Pensando de forma pragmática, a justiça por trás das escolhas democráticas não está na sua capacidade de efetivamente refletir a vontade do povo ou a escolha racional da sociedade. Se esse fosse o motivo para a existência dela, realmente ela estaria condenada, dado que em muitos aspectos (que vão além do Teorema de Arrow) ela não reflete isso. A justiça por traz da democracia está por uma distribuição de poder mais equitativa, o que possibilita que todos tenham pelo menos a chance de terem parte de suas demandas atendidas e por que essas regras historicamente terem retornos melhores que qualquer outro tipo de organização. Esse jogo mais equitativo é provavelmente o que a torna sustentável, pois mesmo que os resultados de uma eleição não sejam agradáveis o custo de abandonar a democracia tende a ser muito mais alto que buscar seus interesses dentro dela, respeitando as regras do jogo.
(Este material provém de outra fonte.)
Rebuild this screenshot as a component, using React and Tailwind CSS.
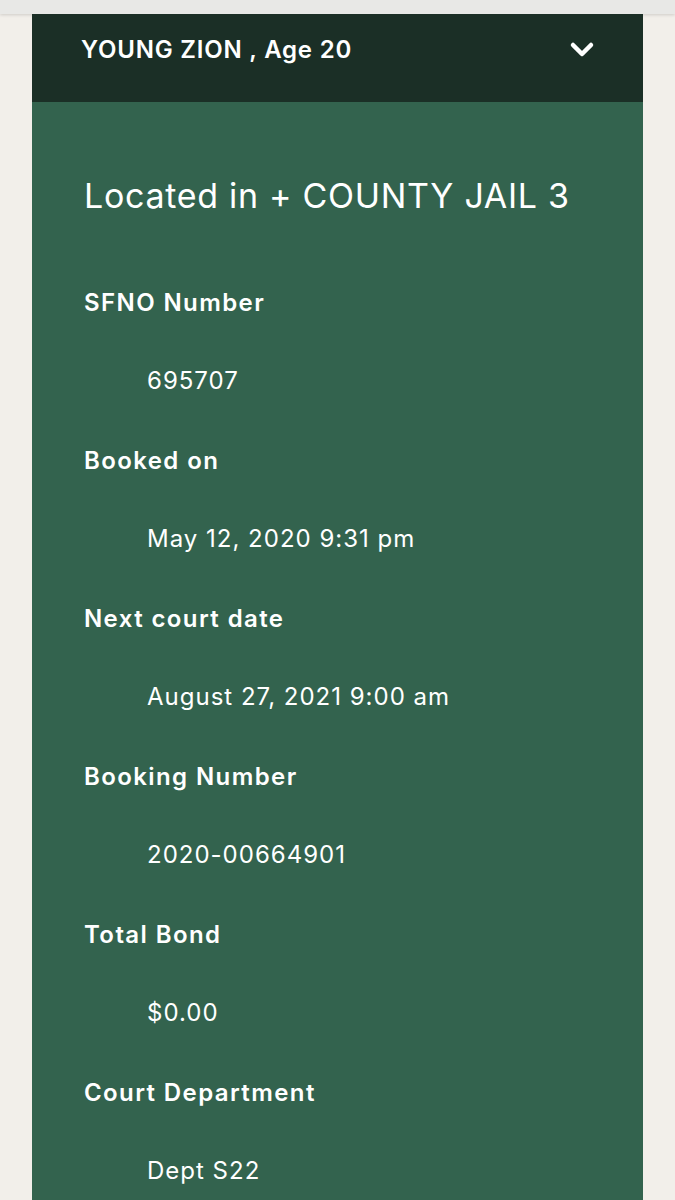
import React from "react";

const rows = [
  { label: "SFNO Number", value: "695707" },
  { label: "Booked on", value: "May 12, 2020 9:31 pm" },
  { label: "Next court date", value: "August 27, 2021 9:00 am" },
  { label: "Booking Number", value: "2020-00664901" },
  { label: "Total Bond", value: "$0.00" },
  { label: "Court Department", value: "Dept S22" },
];

const Chevron = () => (
  <svg width="26" height="18" viewBox="0 0 26 18" fill="none">
    <polyline
      points="4,4 13,13 22,4"
      stroke="white"
      strokeWidth="4.5"
      strokeLinecap="round"
      strokeLinejoin="round"
    />
  </svg>
);

const App = () => {
  return (
    <div
      className="min-h-[1200px] h-[1200px] overflow-hidden bg-[#f2efea] text-white"
      style={{ fontFamily: "Inter, 'Open Sans', sans-serif" }}
    >
      <div className="h-[14px] bg-[#e8e8e6] shadow-[0_1px_3px_rgba(0,0,0,0.15)]" />
      <div className="mx-[32px]">
        {/* header */}
        <div className="h-[88px] bg-[#1b2f26] pl-[49px] pr-[48px] pb-[16px] flex items-center justify-between">
          <h3 className="text-[24px] font-semibold tracking-[0.8px] leading-none">
            YOUNG ZION , Age 20
          </h3>
          <Chevron />
        </div>

        {/* detail panel */}
        <div className="bg-[#33634e] pl-[52px] pt-[73px] pb-[40px]">
          <h2 className="text-[34px] font-normal leading-[42px] tracking-[0.7px]">
            Located in + COUNTY JAIL 3
          </h2>
          <dl className="mt-[70px]">
            {rows.map((r, i) => (
              <div key={i} className="mb-[48px]">
                <dt className="text-[24px] font-semibold leading-[32px] tracking-[1.4px]">
                  {r.label}
                </dt>
                <dd className="mt-[46px] ml-[63px] text-[24px] font-normal leading-[32px] tracking-[1px]">
                  {r.value}
                </dd>
              </div>
            ))}
          </dl>
        </div>
      </div>
    </div>
  );
};

export default App;
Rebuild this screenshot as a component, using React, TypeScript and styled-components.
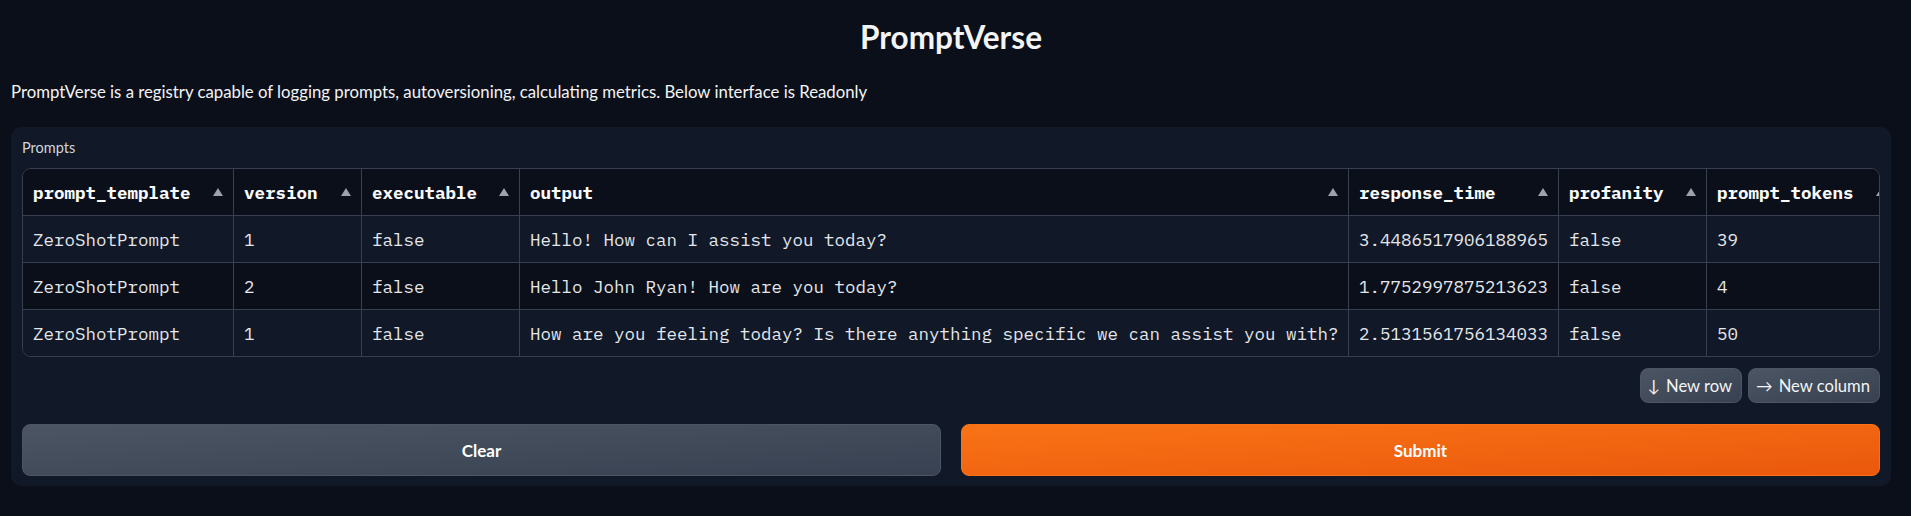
import React from "react";
import styled, { createGlobalStyle } from "styled-components";

const SANS = `"Source Sans Pro", Lato, "Liberation Sans", sans-serif`;
const MONO = `"IBM Plex Mono", "DejaVu Sans Mono", "Liberation Mono", monospace`;

const Global = createGlobalStyle`
  html, body { margin: 0; padding: 0; background: #0b0f19; }
  body { font-family: ${SANS}; color: #f3f4f6; }
  * { box-sizing: border-box; }
`;

const Page = styled.div`
  padding: 0 20px 30px 11px;
  display: flex;
  flex-direction: column;
`;

const Title = styled.h1`
  margin: 0;
  padding-top: 19px;
  height: 62px;
  text-align: center;
  font-family: ${SANS};
  font-weight: 700;
  font-size: 31.5px;
  line-height: 36px;
  color: #f3f4f6;
`;

const Description = styled.p`
  margin: 0;
  height: 65px;
  padding-top: 19px;
  font-size: 16.75px;
  line-height: 22px;
  color: #f3f4f6;
`;

const Panel = styled.div`
  background: #111827;
  border-radius: 10px;
  padding: 11px 11px 10px 11px;
  display: flex;
  flex-direction: column;
`;

const Label = styled.div`
  font-size: 14.5px;
  line-height: 20px;
  height: 30px;
  color: #d1d5db;
`;

const TableWrap = styled.div`
  border: 1px solid #374151;
  border-radius: 9px;
  overflow: hidden;
`;

const Grid = styled.div`
  display: grid;
  grid-template-columns: 211px 128px 158px 829px 210px 148px 190px;
  width: max-content;
  font-family: ${MONO};
  font-size: 17.5px;
`;

const Cell = styled.div<{ $head?: boolean; $alt?: boolean; $last?: boolean }>`
  height: ${(p) => (p.$last ? 46 : 47)}px;
  border-right: 1px solid #374151;
  border-bottom: ${(p) => (p.$last ? "none" : "1px solid #374151")};
  background: ${(p) => (p.$head || p.$alt ? "#0b0f19" : "#111827")};
  display: flex;
  align-items: center;
  justify-content: space-between;
  padding: 0 10px 0 10px;
  white-space: nowrap;
  font-weight: ${(p) => (p.$head ? 700 : 400)};
  color: ${(p) => (p.$head ? "#f9fafb" : "#e5e7eb")};
`;

const SortArrow = styled.span`
  width: 0;
  height: 0;
  border-left: 5px solid transparent;
  border-right: 5px solid transparent;
  border-bottom: 8px solid #9ca3af;
  flex: none;
  margin-left: 8px;
`;

const Toolbar = styled.div`
  display: flex;
  justify-content: flex-end;
  gap: 6px;
  margin-top: 11px;
`;

const SmallButton = styled.button`
  height: 35px;
  padding: 0 9px 0 7px;
  border-radius: 8px;
  border: 1px solid #4b5563;
  background: linear-gradient(to bottom right, #4b5563, #374151);
  color: #f3f4f6;
  font-family: ${SANS};
  font-size: 16.6px;
  display: flex;
  align-items: center;
  gap: 6px;
`;

const Actions = styled.div`
  display: grid;
  grid-template-columns: 1fr 1fr;
  gap: 20px;
  margin-top: 21px;
`;

const BigButton = styled.button<{ $primary?: boolean }>`
  height: 52px;
  border-radius: 8px;
  border: 1px solid ${(p) => (p.$primary ? "#f97316" : "#4b5563")};
  background: ${(p) =>
    p.$primary
      ? "linear-gradient(to bottom right, #f97316, #ea580c)"
      : "linear-gradient(to bottom right, #4b5563, #374151)"};
  color: #ffffff;
  font-family: ${SANS};
  font-weight: 700;
  font-size: 17px;
`;

const headers = [
  "prompt_template",
  "version",
  "executable",
  "output",
  "response_time",
  "profanity",
  "prompt_tokens",
];

const rows = [
  ["ZeroShotPrompt", "1", "false", "Hello! How can I assist you today?", "3.4486517906188965", "false", "39"],
  ["ZeroShotPrompt", "2", "false", "Hello John Ryan! How are you today?", "1.7752997875213623", "false", "4"],
  [
    "ZeroShotPrompt",
    "1",
    "false",
    "How are you feeling today? Is there anything specific we can assist you with?",
    "2.5131561756134033",
    "false",
    "50",
  ],
];

export default function App() {
  return (
    <>
      <Global />
      <Page>
        <Title>PromptVerse</Title>
        <Description>
          PromptVerse is a registry capable of logging prompts, autoversioning, calculating metrics. Below interface is Readonly
        </Description>
        <Panel>
          <Label>Prompts</Label>
          <TableWrap>
            <Grid>
              {headers.map((h) => (
                <Cell key={h} $head>
                  <span>{h}</span>
                  <SortArrow />
                </Cell>
              ))}
              {rows.map((r, i) =>
                r.map((c, j) => (
                  <Cell key={`${i}-${j}`} $alt={i === 1} $last={i === rows.length - 1}>
                    <span>{c}</span>
                  </Cell>
                ))
              )}
            </Grid>
          </TableWrap>
          <Toolbar>
            <SmallButton>
              <span>↓</span>
              <span>New row</span>
            </SmallButton>
            <SmallButton>
              <span>→</span>
              <span>New column</span>
            </SmallButton>
          </Toolbar>
          <Actions>
            <BigButton>Clear</BigButton>
            <BigButton $primary>Submit</BigButton>
          </Actions>
        </Panel>
      </Page>
    </>
  );
}
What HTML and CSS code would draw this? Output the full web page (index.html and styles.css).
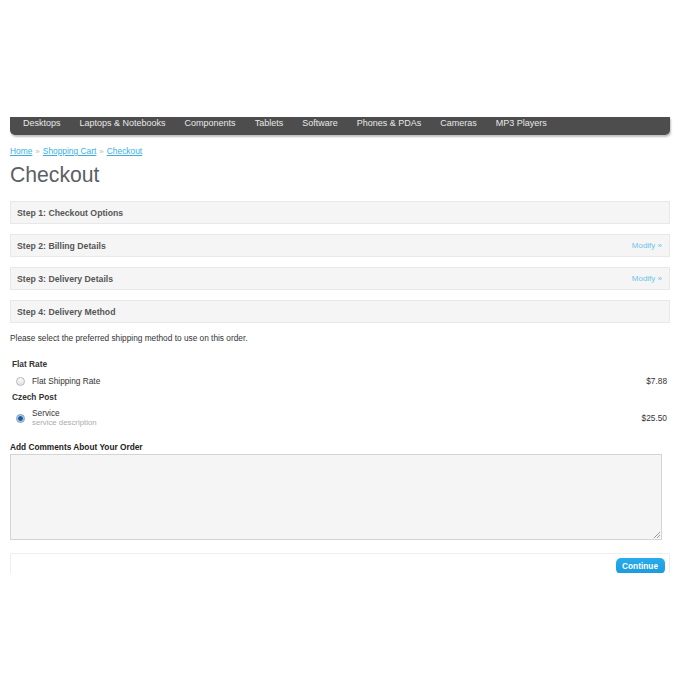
FILE: index.html
```html
<!DOCTYPE html>
<html>
<head>
<meta charset="utf-8">
<link rel="stylesheet" href="styles.css">
</head>
<body>
<div class="viewport">
  <div class="page">
    <nav class="menu">
      <a>Desktops</a>
      <a>Laptops &amp; Notebooks</a>
      <a>Components</a>
      <a>Tablets</a>
      <a>Software</a>
      <a>Phones &amp; PDAs</a>
      <a>Cameras</a>
      <a>MP3 Players</a>
    </nav>
    <div class="breadcrumb">
      <a href="#">Home</a><span class="sep">»</span><a href="#">Shopping Cart</a><span class="sep">»</span><a href="#">Checkout</a>
    </div>
    <h1 class="title">Checkout</h1>
    <div class="steps">
      <div class="step"><span>Step 1: Checkout Options</span></div>
      <div class="step"><span>Step 2: Billing Details</span><a class="modify">Modify »</a></div>
      <div class="step"><span>Step 3: Delivery Details</span><a class="modify">Modify »</a></div>
      <div class="step"><span>Step 4: Delivery Method</span></div>
    </div>
    <p class="intro">Please select the preferred shipping method to use on this order.</p>
    <div class="methods">
      <div class="group-title">Flat Rate</div>
      <div class="method">
        <span class="radio"></span>
        <div class="mtext"><div>Flat Shipping Rate</div></div>
        <div class="price">$7.88</div>
      </div>
      <div class="group-title">Czech Post</div>
      <div class="method">
        <span class="radio checked"></span>
        <div class="mtext"><div>Service</div><div class="desc">service description</div></div>
        <div class="price">$25.50</div>
      </div>
    </div>
    <div class="comments-label">Add Comments About Your Order</div>
    <div class="textarea"><span class="grip"></span></div>
    <div class="buttons">
      <a class="btn">Continue</a>
    </div>
  </div>
</div>
</body>
</html>
```
FILE: styles.css
```css
html, body { margin: 0; padding: 0; background: #fff; }
body { font-family: "Liberation Sans", Arial, sans-serif; color: #333; }
.viewport { padding-top: 117px; }
.page { height: 456px; overflow: hidden; padding: 0 20px 0 10px; }
.menu {
  display: flex; height: 18px; align-items: flex-start;
  background: #4d4d4d; border-radius: 0 0 5px 5px;
  box-shadow: 1px 2px 2px rgba(0,0,0,0.25);
  padding-left: 3.5px; padding-top: 1px; box-sizing: border-box;
}
.menu a { color: #e8e8e8; font-size: 9px; line-height: 11px; padding: 0 9.5px; white-space: nowrap; }
.breadcrumb { margin-top: 11px; font-size: 8.4px; color: #aaa; height: 10px; }
.breadcrumb a { color: #38b0e3; text-decoration: underline; }
.breadcrumb .sep { margin: 0 3px; font-size: 8px; color: #bbb; }
.title { margin: 6px 0 0; font-size: 21.2px; font-weight: normal; color: #5c6066; line-height: 25px; height: 25px; }
.steps { margin-top: 14px; display: flex; flex-direction: column; gap: 10px; }
.step {
  display: flex; justify-content: space-between; align-items: center;
  height: 21px; background: #f5f5f5; border: 1px solid #e8e8e8;
  padding: 0 7px 0 6px; font-size: 8.7px; font-weight: bold; color: #555;
}
.step .modify { color: #6ec3ea; font-weight: normal; font-size: 8px; }
.intro { margin: 10px 0 0; font-size: 8.3px; line-height: 10px; color: #333; }
.methods { margin-top: 16px; padding: 0 3px 0 2px; }
.group-title { font-size: 8.3px; font-weight: bold; color: #333; height: 11px; line-height: 11px; margin-bottom: 6px; }
.method { display: flex; align-items: center; font-size: 8.3px; color: #333; margin-bottom: 6px; }
.method .radio {
  width: 7px; height: 7px; border-radius: 50%; border: 1px solid #b8b8b8;
  background: linear-gradient(#fdfdfd, #e2e2e2); margin: 0 7px 0 4px; flex: none;
}
.method .radio.checked {
  background: radial-gradient(circle, #1d5c99 0 2px, #8fb9de 2.5px, #dde9f4 4px);
  border-color: #7b9cbf;
}
.mtext { flex: 1; line-height: 9px; }
.mtext .desc { color: #aaa; font-size: 7.8px; }
.price { text-align: right; }
.comments-label { margin-top: 15px; font-size: 8.3px; font-weight: bold; color: #222; line-height: 10px; }
.textarea {
  margin-top: 2px; height: 84px; width: 650px; background: #f5f5f5;
  border: 1px solid #d4d4d4; position: relative;
}
.grip {
  position: absolute; right: 1px; bottom: 1px; width: 6px; height: 6px;
  background: linear-gradient(135deg, transparent 45%, #999 45% 55%, transparent 55% 70%, #999 70% 80%, transparent 80%);
}
.buttons {
  margin-top: 13px; height: 40px; border: 1px solid #eee; border-radius: 2px;
  display: flex; justify-content: flex-end; padding: 4px 4px 0 0;
}
.btn {
  height: 16px; line-height: 16px; padding: 0 7px 0 6px; background: linear-gradient(#2aabeb, #1a9bdd);
  color: #fff; font-weight: bold; font-size: 8.3px; border-radius: 5px;
}
```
Dessa forma, por uma simples questão pragmática a conclusão é que a democracia não deve ser abandonada. Efetivamente ela não reflete de forma direta “a vontade do povo”, mas talvez reflita uma ordem incompleta e cria regras do jogo que tornam a disputa de poder sustentável. Além disso, entender a democracia de forma realista, ao invés de uma visão mais romântica, cria um ceticismo salutar para lidarmos quando esta não chega a equilíbrios desejáveis. Esse debate também traz reflexões quanto à busca de uma democracia estendida para alocação de todos os recursos da sociedade, se isso não é uma ótica mais romântica do que pragmática de se pensar a forma mais justa e eficiente de se fazer a escolha social, mas este é outro debate.

Pedro Bento Ruas

Referências:

BELTRAME, Bruno and MATTOS, Laura Valladão de. As críticas de Amartya Sen à teoria da escolha social de Kenneth Arrow. Nova econ. [online]. 2017, vol.27, n.1, pp.65–88. ISSN 1980–5381. https://doi.org/10.1590/0103-6351/2790.

SEN, Amartya. Desenvolvimento como liberdade. São Paulo: Companhia das Letras, 2000.